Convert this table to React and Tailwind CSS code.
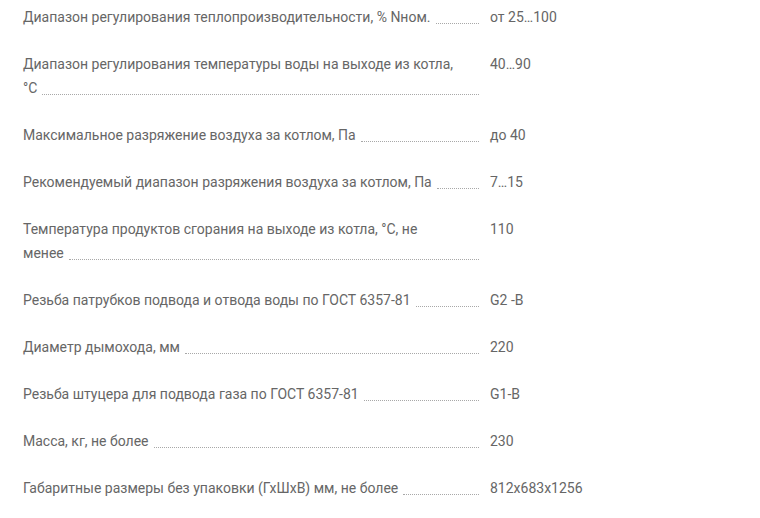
const specs = [
  { label: ['Диапазон регулирования теплопроизводительности, % Nном.'], value: 'от 25…100' },
  { label: ['Диапазон регулирования температуры воды на выходе из котла,', '°C'], value: '40…90' },
  { label: ['Максимальное разряжение воздуха за котлом, Па'], value: 'до 40' },
  { label: ['Рекомендуемый диапазон разряжения воздуха за котлом, Па'], value: '7…15' },
  { label: ['Температура продуктов сгорания на выходе из котла, °C, не', 'менее'], value: '110' },
  { label: ['Резьба патрубков подвода и отвода воды по ГОСТ 6357-81'], value: 'G2 -B' },
  { label: ['Диаметр дымохода, мм'], value: '220' },
  { label: ['Резьба штуцера для подвода газа по ГОСТ 6357-81'], value: 'G1-B' },
  { label: ['Масса, кг, не более'], value: '230' },
  { label: ['Габаритные размеры без упаковки (ГхШхВ) мм, не более'], value: '812x683x1256' },
];

const SpecRow = ({ label, value }) => {
  const first = label.slice(0, -1);
  const last = label[label.length - 1];

  return (
    <div className="flex items-start gap-[11px]">
      <div className="w-[456px] shrink-0">
        {first.map((line) => (
          <div key={line} className="whitespace-nowrap">{line}</div>
        ))}
        <div className="flex items-start gap-[5px]">
          <span className="whitespace-nowrap">{last}</span>
          {/* dotted leader */}
          <div className="flex-1 h-[19px] border-b border-dotted border-[#a8a8a8]" />
        </div>
      </div>
      <div className="whitespace-nowrap">{value}</div>
    </div>
  );
};

const App = () => {
  return (
    <div
      className="min-h-[518px] w-[760px] bg-white pt-[5px] pl-[23px] text-[14px] leading-[24px] text-[#666]"
      style={{ fontFamily: 'Roboto, "Liberation Sans", sans-serif' }}
    >
      <div className="flex flex-col gap-[23px]">
        {specs.map((s) => (
          <SpecRow key={s.value} label={s.label} value={s.value} />
        ))}
      </div>
    </div>
  );
};

export default App;
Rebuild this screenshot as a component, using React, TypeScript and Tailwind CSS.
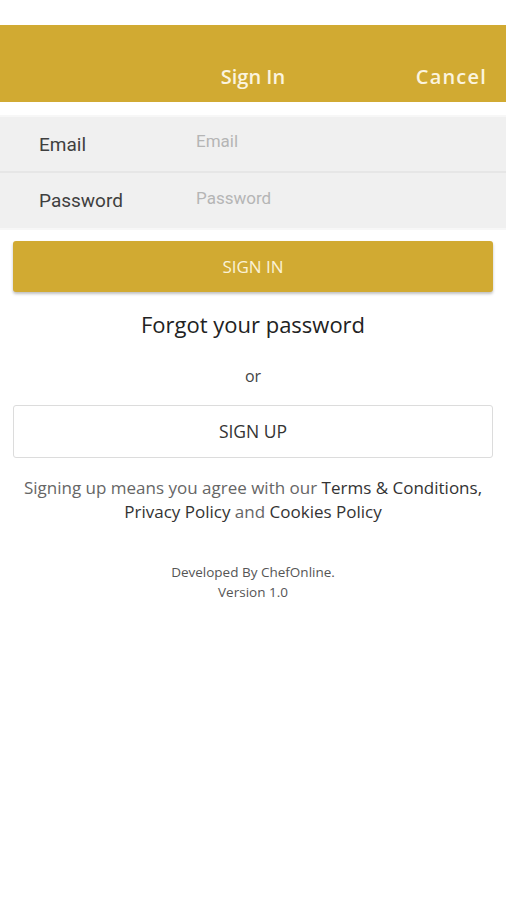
export default function App() {
  return (
    <div className="min-h-[900px] bg-white" style={{ fontFamily: '"Open Sans", "Noto Sans", sans-serif' }}>
      {/* status bar space */}
      <div className="h-[25px] bg-white" />

      {/* ヘッダー */}
      <div className="h-[77px] bg-[#d1aa32] grid grid-cols-3 items-end pb-[10px]">
        <div />
        <div className="text-center text-[20px] font-semibold text-[#fbf4df]">Sign In</div>
        <div className="text-right pr-[19px] text-[20px] font-semibold tracking-[0.06em] text-[#fbf4df]">Cancel</div>
      </div>

      {/* フォーム */}
      <div className="mt-[13px] bg-[#f0f0f0] border-t-2 border-b-2 border-[#f7f7f7]" style={{ fontFamily: 'Roboto, sans-serif' }}>
        <div className="h-[56px] flex items-center border-b-2 border-[#e6e6e6]">
          <div className="w-[196px] pl-[39px] pt-[2px] text-[19px] text-[#3f3f3f]">Email</div>
          <div className="text-[17px] text-[#b5b5b5] pb-[4px]">Email</div>
        </div>
        <div className="h-[55px] flex items-center">
          <div className="w-[196px] pl-[39px] pt-[2px] text-[19px] text-[#3f3f3f]">Password</div>
          <div className="text-[17px] text-[#b5b5b5] pb-[3px]">Password</div>
        </div>
      </div>

      <div className="px-[13px] pt-[11px]">
        <button className="w-full h-[51px] rounded-[3px] bg-[#d1aa32] shadow-[0_2px_3px_rgba(0,0,0,0.25)] text-[17px] text-[#fbf2d6]">
          SIGN IN
        </button>

        <div className="mt-[16px] text-center text-[22px] text-[#222]">Forgot your password</div>

        <div className="mt-[23px] text-center text-[16px] text-[#444]">or</div>

        <button className="mt-[17px] w-full h-[53px] rounded-[3px] border border-[#dcdcdc] bg-white text-[17.5px] text-[#333]">
          SIGN UP
        </button>

        <div className="mt-[18px] text-center text-[17px] leading-[24px] text-[#666]">
          Signing up means you agree with our <span className="text-[#333]">Terms &amp; Conditions,</span>
          <br />
          <span className="text-[#333]">Privacy Policy</span> and <span className="text-[#333]">Cookies Policy</span>
        </div>

        <div className="mt-[38px] text-center text-[13.5px] leading-[20px] text-[#555]">
          Developed By ChefOnline.
          <br />
          Version 1.0
        </div>
      </div>
    </div>
  )
}
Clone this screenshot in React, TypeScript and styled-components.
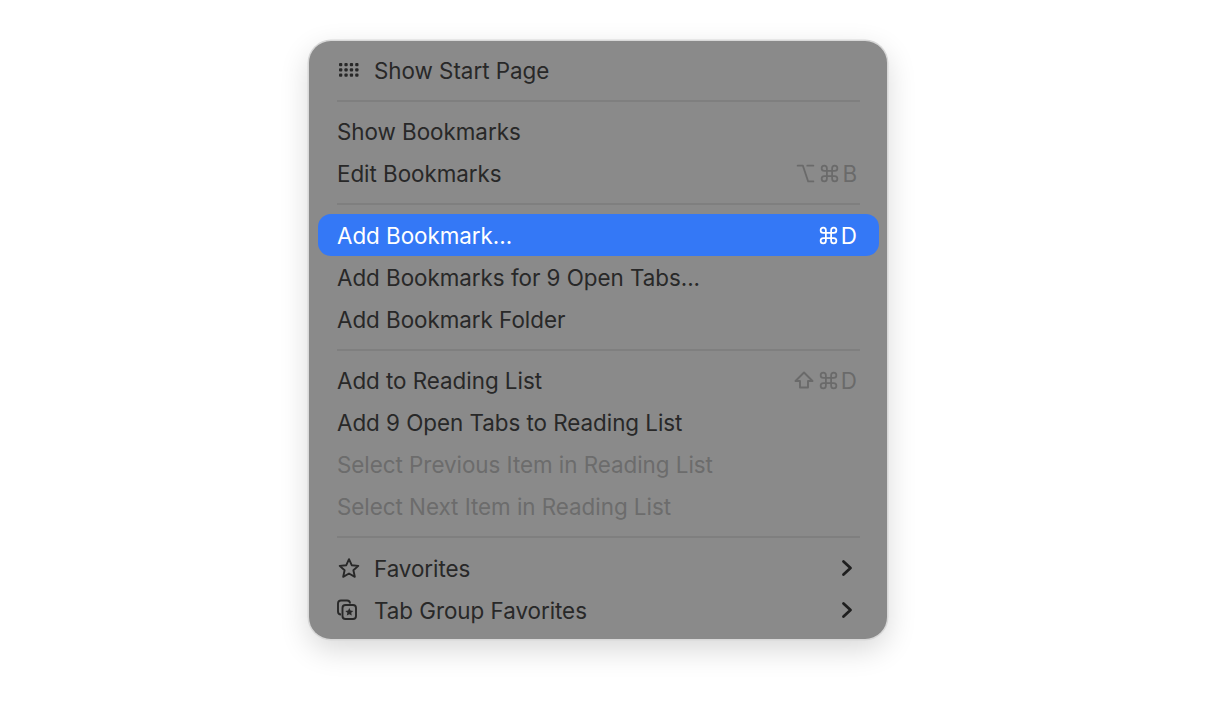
import { FunctionComponent, ReactNode } from "react";
import styled, { createGlobalStyle } from "styled-components";
import { Command, Option } from "lucide-react";

const GlobalStyle = createGlobalStyle`
  html, body {
    margin: 0;
    padding: 0;
    background: #fff;
    overflow: hidden;
  }
`;

const Page = styled.div`
  width: 1216px;
  height: 702px;
  padding: 41px 0 0 309px;
  box-sizing: border-box;
`;

const Menu = styled.div`
  width: 578px;
  height: 598px;
  box-sizing: border-box;
  padding: 8px 8px 8px 9px;
  background: #8a8a8a;
  border-radius: 22px;
  box-shadow: 0 0 0 1.5px #d8d8d8, 0 10px 30px rgba(0, 0, 0, 0.16);
  font-family: Inter, "Noto Sans", sans-serif;
`;

const Row = styled.div<{ $active?: boolean; $disabled?: boolean }>`
  height: 42px;
  display: flex;
  align-items: center;
  padding: 0 22px 0 19px;
  border-radius: 13px;
  font-size: 22.4px;
  letter-spacing: -0.03px;
  background: ${({ $active }) => ($active ? "#3478f6" : "transparent")};
  color: ${({ $active, $disabled }) =>
    $active ? "#fff" : $disabled ? "#6c6c6c" : "#282828"};
`;

const Label = styled.span`
  flex: 1;
  white-space: nowrap;
`;

const IconSlot = styled.span`
  width: 37px;
  height: 24px;
  flex: none;
  display: flex;
  align-items: center;
`;

const Shortcut = styled.span<{ $active?: boolean }>`
  display: flex;
  align-items: center;
  color: ${({ $active }) => ($active ? "#fff" : "#6a6a6a")};
`;

const CommandKey = styled(Command)`
  margin: 0 2px 0 3px;
`;

const ShiftGlyph = styled.svg`
  width: 20px;
  height: 18px;
  margin-right: 1px;
`;

const Chevron = styled.svg`
  width: 12px;
  height: 20px;
  margin-right: 4px;
`;

const Separator = styled.div<{ $space: number }>`
  height: ${({ $space }) => $space}px;
  display: flex;
  align-items: center;
  padding: 0 19px;
  &::after {
    content: "";
    flex: 1;
    height: 2px;
    background: #7f7f7f;
  }
`;

const GridIcon: FunctionComponent = () => (
  <svg width="24" height="16" viewBox="0 0 24 16" fill="#282828">
    {[0, 1, 2].map((r) =>
      [0, 1, 2, 3].map((c) => (
        <rect key={`${r}-${c}`} x={2 + c * 5.4} y={1 + r * 5.2} width="3.3" height="3.3" rx="1" />
      ))
    )}
  </svg>
);

const StarIcon: FunctionComponent = () => (
  <svg width="24" height="22" viewBox="0 0 24 22" fill="none" stroke="#282828" strokeWidth="1.9" strokeLinejoin="round">
    <path d="M12 2.200l2.700 6 6.600.7-4.900 4.400 1.400 6.500L12 16.500l-5.800 3.300 1.400-6.500-4.900-4.400 6.600-.7z" />
  </svg>
);

const TabGroupIcon: FunctionComponent = () => (
  <svg width="24" height="22" viewBox="1 0 24 22" fill="none" stroke="#282828" strokeWidth="1.9" strokeLinejoin="round">
    <path d="M5 15.500c-2 0-3-1-3-3V4.500c0-2 1-3 3-3h6c2 0 3 1 3 3" />
    <rect x="6.500" y="6" width="13.500" height="14" rx="3" />
    <path
      d="M13.300 9l1.200 2.600 2.800.3-2.100 1.900.6 2.800-2.500-1.400-2.500 1.400.6-2.800-2.100-1.900 2.800-.3z"
      fill="#282828"
      stroke="none"
    />
  </svg>
);

const ChevronRight: FunctionComponent = () => (
  <Chevron viewBox="0 0 12 20" fill="none" stroke="#1f1f1f" strokeWidth="2.800" strokeLinecap="round" strokeLinejoin="round">
    <path d="M2.500 3.500L9.500 10l-7 6.500" />
  </Chevron>
);

const ShiftIcon: FunctionComponent = () => (
  <ShiftGlyph viewBox="0 0 20 18" fill="none" stroke="currentColor" strokeWidth="1.9" strokeLinejoin="round">
    <path d="M10 1.500L18.500 10H14v6.500H6V10H1.500z" />
  </ShiftGlyph>
);

const Item: FunctionComponent<{
  icon?: ReactNode;
  label: string;
  keys?: ReactNode;
  active?: boolean;
  disabled?: boolean;
  submenu?: boolean;
}> = ({ icon, label, keys, active, disabled, submenu }) => (
  <Row $active={active} $disabled={disabled}>
    {icon && <IconSlot>{icon}</IconSlot>}
    <Label>{label}</Label>
    {keys && <Shortcut $active={active}>{keys}</Shortcut>}
    {submenu && <ChevronRight />}
  </Row>
);

const App: FunctionComponent = () => {
  return (
    <Page>
      <GlobalStyle />
      <Menu>
        <Item icon={<GridIcon />} label="Show Start Page" />
        <Separator $space={19} />
        <Item label="Show Bookmarks" />
        <Item
          label="Edit Bookmarks"
          keys={
            <>
              <Option size={21} strokeWidth={2} />
              <CommandKey size={21} strokeWidth={2} />B
            </>
          }
        />
        <Separator $space={20} />
        <Item
          label="Add Bookmark..."
          active
          keys={
            <>
              <CommandKey size={21} strokeWidth={2} />D
            </>
          }
        />
        <Item label="Add Bookmarks for 9 Open Tabs..." />
        <Item label="Add Bookmark Folder" />
        <Separator $space={19} />
        <Item
          label="Add to Reading List"
          keys={
            <>
              <ShiftIcon />
              <CommandKey size={21} strokeWidth={2} />D
            </>
          }
        />
        <Item label="Add 9 Open Tabs to Reading List" />
        <Item label="Select Previous Item in Reading List" disabled />
        <Item label="Select Next Item in Reading List" disabled />
        <Separator $space={20} />
        <Item icon={<StarIcon />} label="Favorites" submenu />
        <Item icon={<TabGroupIcon />} label="Tab Group Favorites" submenu />
      </Menu>
    </Page>
  );
};

export default App;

**WHAT NEEDS TO BE DONE:**
From the entries above, return each line with the word "Tailwind" in it.

**EXERCISE OUTPUT:**
Convert this table to React and Tailwind CSS code.
Rebuild this screenshot as a component, using React, TypeScript and Tailwind CSS.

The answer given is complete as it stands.